## DATA PROVIDED
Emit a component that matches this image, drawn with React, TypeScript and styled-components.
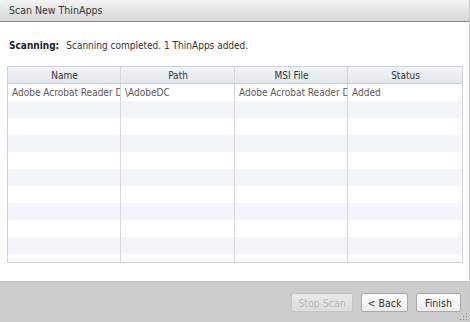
import * as React from 'react';
import styled, { createGlobalStyle } from 'styled-components';

const GlobalStyle = createGlobalStyle`
  html, body {
    margin: 0;
    padding: 0;
    background: #ffffff;
  }
  body {
    font-family: "DejaVu Sans Condensed", "DejaVu Sans", Verdana, sans-serif;
    font-size: 10px;
    color: #333333;
  }
`

const StyledDialog = styled.div`
  width: 470px;
  height: 322px;
  display: flex;
  flex-direction: column;
  background: #ffffff;
  box-sizing: border-box;
  border-right: 1px solid #c8c8c8;
  overflow: hidden;
`

const TitleBar = styled.div`
  height: 22px;
  flex: none;
  box-sizing: border-box;
  display: flex;
  align-items: center;
  padding: 0 9px 1px;
  background: linear-gradient(#f4f4f4, #d6d6d6);
  border-bottom: 1px solid #8a8a8a;
  border-top-left-radius: 3px;
  color: #333333;
  font-size: 10.5px;
`

const Body = styled.div`
  flex: 1;
  display: flex;
  flex-direction: column;
  padding: 16px 7px 0 7px;
`

const StatusLine = styled.div`
  display: flex;
  gap: 7px;
  padding-left: 2px;
  height: 14px;
  align-items: center;
  margin-bottom: 14px;

  b {
    font-weight: bold;
    color: #222222;
  }
`

const Grid = styled.div`
  width: 456px;
  height: 197px;
  box-sizing: border-box;
  border: 1px solid #cfd3d8;
  overflow: hidden;
`

const Row = styled.div<{ $stripe?: boolean; $header?: boolean }>`
  display: grid;
  grid-template-columns: 113px 114px 113px 1fr;
  height: 17px;
  box-sizing: border-box;
  background: ${p =>
    p.$header ? 'linear-gradient(#f1f4f7, #e3e9ef)' : p.$stripe ? '#f2f5f9' : '#ffffff'};
  border-bottom: ${p => (p.$header ? '1px solid #c4cad1' : 'none')};
`

const Cell = styled.div<{ $header?: boolean }>`
  border-right: 1px solid #d6d9dd;
  padding: 0 3px 0 4px;
  display: flex;
  align-items: center;
  justify-content: ${p => (p.$header ? 'center' : 'flex-start')};
  white-space: nowrap;
  overflow: hidden;
  color: ${p => (p.$header ? '#333333' : '#5a5a5a')};

  &:last-child {
    border-right: none;
  }
`

const Footer = styled.div`
  height: 41px;
  flex: none;
  box-sizing: border-box;
  background: #cccccc;
  border-top: 1px solid #c2c2c2;
  display: flex;
  justify-content: flex-end;
  align-items: flex-start;
  gap: 8px;
  padding: 11px 8px 0 0;
  position: relative;
`

const Button = styled.button<{ $w: number }>`
  width: ${p => p.$w}px;
  height: 19px;
  box-sizing: border-box;
  padding: 0;
  font-family: "DejaVu Sans Condensed", "DejaVu Sans", Verdana, sans-serif;
  font-size: 10.5px;
  color: #333333;
  background: linear-gradient(#ffffff, #ececec);
  border: 1px solid #a9a9a9;
  border-radius: 2px;

  &:disabled {
    color: #b8b8b8;
    background: linear-gradient(#e8e8e8, #dddddd);
    border-color: #c4c4c4;
  }
`

const Grip = styled.svg`
  position: absolute;
  right: 1px;
  bottom: 1px;
`

const columns = ['Name', 'Path', 'MSI File', 'Status']
const rows = [['Adobe Acrobat Reader DC', '\\AdobeDC', 'Adobe Acrobat Reader DC', 'Added']]

const App: React.FunctionComponent = () => {
  const filler = Array.from({ length: 11 }, (_, i) => rows[i] || ['', '', '', ''])

  return (
    <StyledDialog>
      <GlobalStyle />
      <TitleBar>Scan New ThinApps</TitleBar>
      <Body>
        <StatusLine>
          <b>Scanning:</b>
          <span>Scanning completed. 1 ThinApps added.</span>
        </StatusLine>
        <Grid>
          <Row $header>
            {columns.map(c => (
              <Cell $header key={c}>{c}</Cell>
            ))}
          </Row>
          {filler.map((r, i) => (
            <Row key={i} $stripe={i % 2 === 1}>
              {r.map((v, j) => (
                <Cell key={j}>{v}</Cell>
              ))}
            </Row>
          ))}
        </Grid>
      </Body>
      <Footer>
        <Button $w={62} disabled>Stop Scan</Button>
        <Button $w={47}>&lt; Back</Button>
        <Button $w={45}>Finish</Button>
        <Grip width="8" height="8" viewBox="0 0 8 8">
          <g fill="#8a8a8a">
            <rect x="6" y="0" width="1" height="1" />
            <rect x="3" y="3" width="1" height="1" />
            <rect x="6" y="3" width="1" height="1" />
            <rect x="0" y="6" width="1" height="1" />
            <rect x="3" y="6" width="1" height="1" />
            <rect x="6" y="6" width="1" height="1" />
          </g>
        </Grip>
      </Footer>
    </StyledDialog>
  );
};

export default App;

## DO THIS
Reproduce the whole listing word for word, setting aside any pictures.

## RIGHT ANSWER
Emit a component that matches this image, drawn with React, TypeScript and styled-components.
import * as React from 'react';
import styled, { createGlobalStyle } from 'styled-components';

const GlobalStyle = createGlobalStyle`
  html, body {
    margin: 0;
    padding: 0;
    background: #ffffff;
  }
  body {
    font-family: "DejaVu Sans Condensed", "DejaVu Sans", Verdana, sans-serif;
    font-size: 10px;
    color: #333333;
  }
`

const StyledDialog = styled.div`
  width: 470px;
  height: 322px;
  display: flex;
  flex-direction: column;
  background: #ffffff;
  box-sizing: border-box;
  border-right: 1px solid #c8c8c8;
  overflow: hidden;
`

const TitleBar = styled.div`
  height: 22px;
  flex: none;
  box-sizing: border-box;
  display: flex;
  align-items: center;
  padding: 0 9px 1px;
  background: linear-gradient(#f4f4f4, #d6d6d6);
  border-bottom: 1px solid #8a8a8a;
  border-top-left-radius: 3px;
  color: #333333;
  font-size: 10.5px;
`

const Body = styled.div`
  flex: 1;
  display: flex;
  flex-direction: column;
  padding: 16px 7px 0 7px;
`

const StatusLine = styled.div`
  display: flex;
  gap: 7px;
  padding-left: 2px;
  height: 14px;
  align-items: center;
  margin-bottom: 14px;

  b {
    font-weight: bold;
    color: #222222;
  }
`

const Grid = styled.div`
  width: 456px;
  height: 197px;
  box-sizing: border-box;
  border: 1px solid #cfd3d8;
  overflow: hidden;
`

const Row = styled.div<{ $stripe?: boolean; $header?: boolean }>`
  display: grid;
  grid-template-columns: 113px 114px 113px 1fr;
  height: 17px;
  box-sizing: border-box;
  background: ${p =>
    p.$header ? 'linear-gradient(#f1f4f7, #e3e9ef)' : p.$stripe ? '#f2f5f9' : '#ffffff'};
  border-bottom: ${p => (p.$header ? '1px solid #c4cad1' : 'none')};
`

const Cell = styled.div<{ $header?: boolean }>`
  border-right: 1px solid #d6d9dd;
  padding: 0 3px 0 4px;
  display: flex;
  align-items: center;
  justify-content: ${p => (p.$header ? 'center' : 'flex-start')};
  white-space: nowrap;
  overflow: hidden;
  color: ${p => (p.$header ? '#333333' : '#5a5a5a')};

  &:last-child {
    border-right: none;
  }
`

const Footer = styled.div`
  height: 41px;
  flex: none;
  box-sizing: border-box;
  background: #cccccc;
  border-top: 1px solid #c2c2c2;
  display: flex;
  justify-content: flex-end;
  align-items: flex-start;
  gap: 8px;
  padding: 11px 8px 0 0;
  position: relative;
`

const Button = styled.button<{ $w: number }>`
  width: ${p => p.$w}px;
  height: 19px;
  box-sizing: border-box;
  padding: 0;
  font-family: "DejaVu Sans Condensed", "DejaVu Sans", Verdana, sans-serif;
  font-size: 10.5px;
  color: #333333;
  background: linear-gradient(#ffffff, #ececec);
  border: 1px solid #a9a9a9;
  border-radius: 2px;

  &:disabled {
    color: #b8b8b8;
    background: linear-gradient(#e8e8e8, #dddddd);
    border-color: #c4c4c4;
  }
`

const Grip = styled.svg`
  position: absolute;
  right: 1px;
  bottom: 1px;
`

const columns = ['Name', 'Path', 'MSI File', 'Status']
const rows = [['Adobe Acrobat Reader DC', '\\AdobeDC', 'Adobe Acrobat Reader DC', 'Added']]

const App: React.FunctionComponent = () => {
  const filler = Array.from({ length: 11 }, (_, i) => rows[i] || ['', '', '', ''])

  return (
    <StyledDialog>
      <GlobalStyle />
      <TitleBar>Scan New ThinApps</TitleBar>
      <Body>
        <StatusLine>
          <b>Scanning:</b>
          <span>Scanning completed. 1 ThinApps added.</span>
        </StatusLine>
        <Grid>
          <Row $header>
            {columns.map(c => (
              <Cell $header key={c}>{c}</Cell>
            ))}
          </Row>
          {filler.map((r, i) => (
            <Row key={i} $stripe={i % 2 === 1}>
              {r.map((v, j) => (
                <Cell key={j}>{v}</Cell>
              ))}
            </Row>
          ))}
        </Grid>
      </Body>
      <Footer>
        <Button $w={62} disabled>Stop Scan</Button>
        <Button $w={47}>&lt; Back</Button>
        <Button $w={45}>Finish</Button>
        <Grip width="8" height="8" viewBox="0 0 8 8">
          <g fill="#8a8a8a">
            <rect x="6" y="0" width="1" height="1" />
            <rect x="3" y="3" width="1" height="1" />
            <rect x="6" y="3" width="1" height="1" />
            <rect x="0" y="6" width="1" height="1" />
            <rect x="3" y="6" width="1" height="1" />
            <rect x="6" y="6" width="1" height="1" />
          </g>
        </Grip>
      </Footer>
    </StyledDialog>
  );
};

export default App;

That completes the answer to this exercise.